Entries taken from a collection:
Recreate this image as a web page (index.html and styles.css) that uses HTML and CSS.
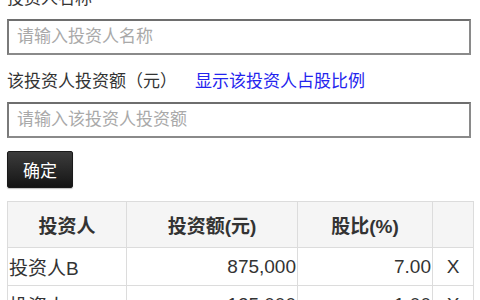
FILE: index.html
```html
<!DOCTYPE html>
<html lang="zh">
<head>
<meta charset="utf-8">
<link rel="stylesheet" href="styles.css">
</head>
<body>
<div class="page">
  <div class="label">投资人名称</div>
  <input class="field" type="text" placeholder="请输入投资人名称">
  <div class="label">该投资人投资额（元）<a class="link" href="#">显示该投资人占股比例</a></div>
  <input class="field" type="text" placeholder="请输入该投资人投资额">
  <button class="btn" type="button">确定</button>
  <table class="grid">
    <colgroup>
      <col class="c1"><col class="c2"><col class="c3"><col class="c4">
    </colgroup>
    <thead>
      <tr><th>投资人</th><th>投资额(元)</th><th>股比(%)</th><th></th></tr>
    </thead>
    <tbody>
      <tr><td>投资人B</td><td class="num">875,000</td><td class="num">7.00</td><td class="del">X</td></tr>
      <tr><td>投资人A</td><td class="num">125,000</td><td class="num">1.00</td><td class="del">X</td></tr>
    </tbody>
  </table>
</div>
</body>
</html>
```
FILE: styles.css
```css
html, body {
  margin: 0;
  padding: 0;
  background: #fff;
}
body {
  font-family: "Liberation Sans", "Noto Sans CJK SC", sans-serif;
  color: #333;
}
.page {
  margin-top: -13px;
  padding: 0 7px;
  display: flex;
  flex-direction: column;
  align-items: flex-start;
}
.label {
  font-size: 17px;
  line-height: 24px;
  height: 24px;
  margin: 15px 0 8px;
  color: #333;
  white-space: nowrap;
}
.label:first-child {
  margin-top: 0;
}
.link {
  color: #2424ee;
  text-decoration: none;
  margin-left: 18px;
}
.field {
  box-sizing: border-box;
  width: 464px;
  height: 36px;
  margin: 0;
  padding: 0 8px;
  border: 2px solid #8a8a8a;
  border-top-color: #6e6e6e;
  border-left-color: #7a7a7a;
  background: #fff;
  font-family: inherit;
  font-size: 17px;
  color: #333;
  outline: none;
}
.field::placeholder {
  color: #a9a9a9;
}
.btn {
  box-sizing: border-box;
  margin-top: 13px;
  height: 37px;
  width: 66px;
  padding: 0;
  border: 1px solid #1a1a1a;
  border-radius: 2px;
  background: linear-gradient(#3c3c3c, #151515);
  color: #fff;
  font-family: inherit;
  font-size: 17px;
  box-shadow: 0 1px 1px rgba(0,0,0,0.25);
}
.grid {
  margin-top: 13px;
  width: 466px;
  border-collapse: collapse;
  table-layout: fixed;
  font-size: 19px;
  color: #333;
}
.c1 { width: 119px; }
.c2 { width: 171px; }
.c3 { width: 135px; }
.c4 { width: 41px; }
.grid th, .grid td {
  border: 1px solid #dcdcdc;
  padding: 0 1px;
  white-space: nowrap;
  overflow: hidden;
}
.grid th {
  background: #f5f5f5;
  height: 45px;
  font-weight: bold;
  text-align: center;
}
.grid td {
  height: 37px;
  text-align: left;
}
.grid td.num {
  text-align: right;
}
.grid td.del {
  text-align: center;
}
```
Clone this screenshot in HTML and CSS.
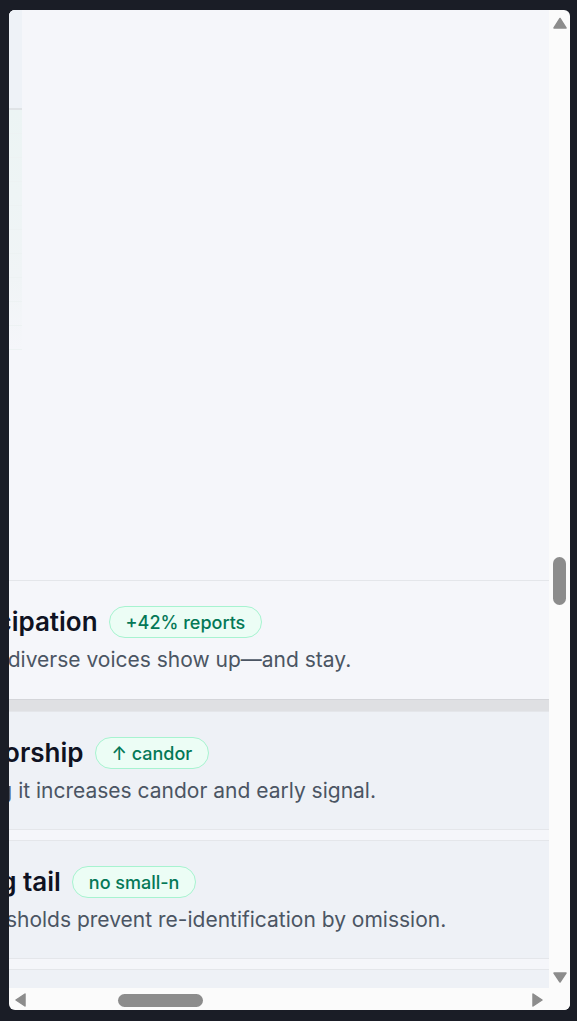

## Aim
Say how many lines of the material contain the word "this", with no other text.

## The output
2